Dentre os roteiros que vêm se desenhando nas polêmicas a respeito, um que é pouco explorado é o do usurpador do Palácio do Planalto desfechá-lo e ser devorado por ele. Para conseguir criar o golpe não basta a ladainha contra as urnas eletrônicas. Vai ser necessário criar algum tipo de caos violento e institucional. Não é de todo impossível que a partir do caos instaurado uma conspiração fardada pretenda assumir o controle da situação, neutralizando as esquerdas e os milicianos ao mesmo tempo, em nome de “chamar novas eleições” dentro de algum prazo. Esse roteiro tem enormes dificuldades, qual seja, de pôr no limbo todo o sistema eleitoral brasileiro, não apenas expelir dele os “indesejáveis”.

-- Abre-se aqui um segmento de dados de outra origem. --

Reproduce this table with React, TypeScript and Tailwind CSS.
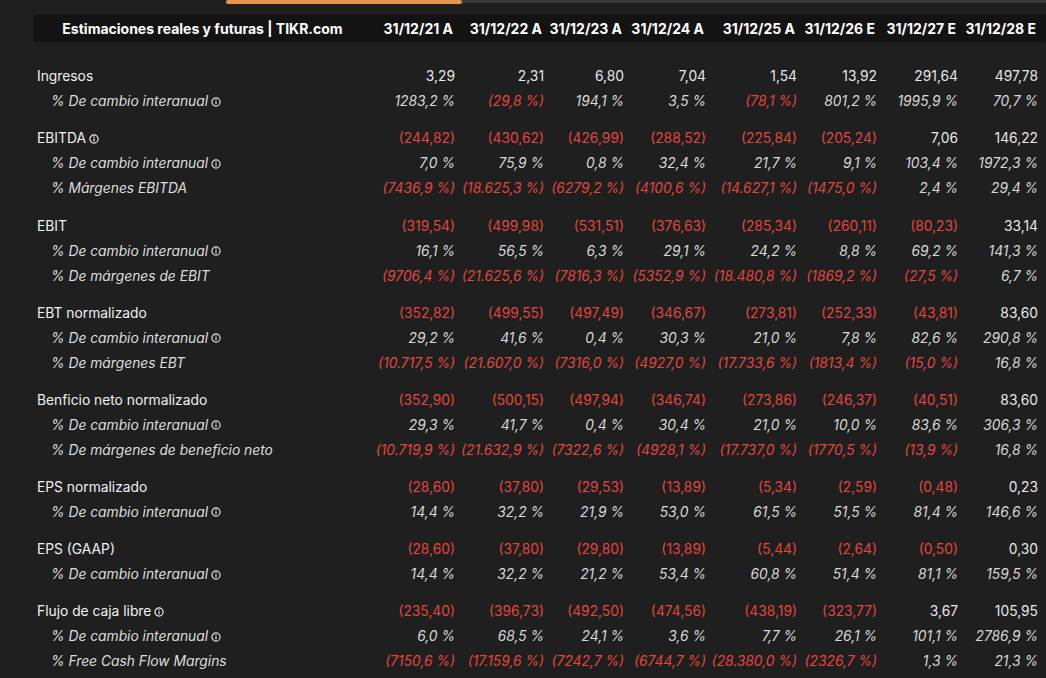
import React from "react";

type Row = { label: string; sub?: boolean; info?: boolean; values: string[] };
type Group = Row[];

const DATES = ["31/12/21 A", "31/12/22 A", "31/12/23 A", "31/12/24 A", "31/12/25 A", "31/12/26 E", "31/12/27 E", "31/12/28 E"];

const v = (s: string) => s.split("|").map((x) => x.trim());

const groups: Group[] = [
  [
    { label: "Ingresos", values: v("3,29|2,31|6,80|7,04|1,54|13,92|291,64|497,78") },
    { label: "% De cambio interanual", sub: true, info: true, values: v("1283,2 %|(29,8 %)|194,1 %|3,5 %|(78,1 %)|801,2 %|1995,9 %|70,7 %") },
  ],
  [
    { label: "EBITDA", info: true, values: v("(244,82)|(430,62)|(426,99)|(288,52)|(225,84)|(205,24)|7,06|146,22") },
    { label: "% De cambio interanual", sub: true, info: true, values: v("7,0 %|75,9 %|0,8 %|32,4 %|21,7 %|9,1 %|103,4 %|1972,3 %") },
    { label: "% Márgenes EBITDA", sub: true, values: v("(7436,9 %)|(18.625,3 %)|(6279,2 %)|(4100,6 %)|(14.627,1 %)|(1475,0 %)|2,4 %|29,4 %") },
  ],
  [
    { label: "EBIT", values: v("(319,54)|(499,98)|(531,51)|(376,63)|(285,34)|(260,11)|(80,23)|33,14") },
    { label: "% De cambio interanual", sub: true, info: true, values: v("16,1 %|56,5 %|6,3 %|29,1 %|24,2 %|8,8 %|69,2 %|141,3 %") },
    { label: "% De márgenes de EBIT", sub: true, values: v("(9706,4 %)|(21.625,6 %)|(7816,3 %)|(5352,9 %)|(18.480,8 %)|(1869,2 %)|(27,5 %)|6,7 %") },
  ],
  [
    { label: "EBT normalizado", values: v("(352,82)|(499,55)|(497,49)|(346,67)|(273,81)|(252,33)|(43,81)|83,60") },
    { label: "% De cambio interanual", sub: true, info: true, values: v("29,2 %|41,6 %|0,4 %|30,3 %|21,0 %|7,8 %|82,6 %|290,8 %") },
    { label: "% De márgenes EBT", sub: true, values: v("(10.717,5 %)|(21.607,0 %)|(7316,0 %)|(4927,0 %)|(17.733,6 %)|(1813,4 %)|(15,0 %)|16,8 %") },
  ],
  [
    { label: "Benficio neto normalizado", values: v("(352,90)|(500,15)|(497,94)|(346,74)|(273,86)|(246,37)|(40,51)|83,60") },
    { label: "% De cambio interanual", sub: true, info: true, values: v("29,3 %|41,7 %|0,4 %|30,4 %|21,0 %|10,0 %|83,6 %|306,3 %") },
    { label: "% De márgenes de beneficio neto", sub: true, values: v("(10.719,9 %)|(21.632,9 %)|(7322,6 %)|(4928,1 %)|(17.737,0 %)|(1770,5 %)|(13,9 %)|16,8 %") },
  ],
  [
    { label: "EPS normalizado", values: v("(28,60)|(37,80)|(29,53)|(13,89)|(5,34)|(2,59)|(0,48)|0,23") },
    { label: "% De cambio interanual", sub: true, info: true, values: v("14,4 %|32,2 %|21,9 %|53,0 %|61,5 %|51,5 %|81,4 %|146,6 %") },
  ],
  [
    { label: "EPS (GAAP)", values: v("(28,60)|(37,80)|(29,80)|(13,89)|(5,44)|(2,64)|(0,50)|0,30") },
    { label: "% De cambio interanual", sub: true, info: true, values: v("14,4 %|32,2 %|21,2 %|53,4 %|60,8 %|51,4 %|81,1 %|159,5 %") },
  ],
  [
    { label: "Flujo de caja libre", info: true, values: v("(235,40)|(396,73)|(492,50)|(474,56)|(438,19)|(323,77)|3,67|105,95") },
    { label: "% De cambio interanual", sub: true, info: true, values: v("6,0 %|68,5 %|24,1 %|3,6 %|7,7 %|26,1 %|101,1 %|2786,9 %") },
    { label: "% Free Cash Flow Margins", sub: true, values: v("(7150,6 %)|(17.159,6 %)|(7242,7 %)|(6744,7 %)|(28.380,0 %)|(2326,7 %)|1,3 %|21,3 %") },
  ],
];

const COLS = "grid grid-cols-[341px_80px_89px_80px_82px_91px_80px_81px_80px]";

function InfoIcon() {
  return (
    <svg width="10" height="10" viewBox="0 0 10 10" className="ml-[3px] inline-block shrink-0">
      <circle cx="5" cy="5" r="4.1" fill="none" stroke="currentColor" strokeWidth="1.2" />
      <line x1="5" y1="4.4" x2="5" y2="7.3" stroke="currentColor" strokeWidth="1.3" />
      <circle cx="5" cy="2.9" r="0.75" fill="currentColor" />
    </svg>
  );
}

export default function App() {
  return (
    <div className="h-[678px] w-full overflow-hidden bg-[#1f1f1f] text-[13.8px] font-['Inter','Noto_Sans',sans-serif] text-[#ececec]">
      <div className="flex h-[4px]">
        <div className="w-[226px]" />
        <div className="flex-1 h-[3px] bg-[#3a3a3a]">
          <div className="h-[4px] w-[236px] rounded-full bg-[#e9944b]" />
        </div>
      </div>

      <div className={`${COLS} mt-[11px] ml-[34px] h-[26px] items-center bg-[#131313] font-bold text-[14px] text-white shadow-[0_1px_3px_rgba(0,0,0,0.4)]`}>
        <div className="text-center pr-[4px] whitespace-nowrap">Estimaciones reales y futuras | TIKR.com</div>
        {DATES.map((d) => (
          <div key={d} className="text-right pr-[2px] whitespace-nowrap">{d}</div>
        ))}
      </div>

      <div className="ml-[34px] mt-[23px] flex flex-col gap-[12.2px]">
        {groups.map((g, gi) => (
          <div key={gi}>
            {g.map((r, ri) => (
              <div key={ri} className={`${COLS} h-[25px] items-center`}>
                <div className={`flex items-center ${r.sub ? "pl-[17px] italic text-[#dedede]" : "pl-[3px] text-[#f0f0f0]"}`}>
                  <span>{r.label}</span>
                  {r.info && <InfoIcon />}
                </div>
                {r.values.map((val, vi) => (
                  <div
                    key={vi}
                    className={`text-right whitespace-nowrap ${r.sub ? "italic" : ""} ${val.startsWith("(") ? "text-[#e2463f]" : r.sub ? "text-[#d8d8d8]" : "text-[#e8e8e8]"}`}
                  >
                    {val}
                  </div>
                ))}
              </div>
            ))}
          </div>
        ))}
      </div>
    </div>
  );
}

Para ser avalizado no exterior, qualquer que seja o tipo de golpe, não basta a cumplicidade de figuras da extrema-direita europeia, nem mesmo um eventual apoio na sempre solícita direção da OEA; seria necessário um Donald Trump ou equivalente na Casa Branca; e até outubro deste ano ou mesmo janeiro de 2023 isto não estará disponível no mercado geopolítico.

Do lado antigolpe a melhor perspectiva que vem se esboçando é a de uma vitória de goleada da frente Lula/Alckmin, que consiga trazer por detrás suficiente apoio nos estados e no futuro Congresso, seja por convicção, seja por conveniências; que fortaleça a ala legalista das Forças Armadas porque uma coisa é certa: sem o apoio destas, golpe nenhum vai se sustentar. Pode causar estragos e cometer desatinos, mas não se mantém. E quando escrevo isto, quero dizer isto mesmo: Forças Armadas. Não se trata apenas de polícias ou milícias, fardadas ou não.

O que sairá de tudo isto? Repito: quem souber com certeza a resposta, das duas uma, ou tem uma bola de cristal muito poderosa, ou está chegando diretamente do futuro.

 

Flávio Aguiar, jornalista e escritor, é professor aposentado de literatura brasileira na USP. Autor, entre outros livros, de Crônicas do mundo ao revés (Boitempo).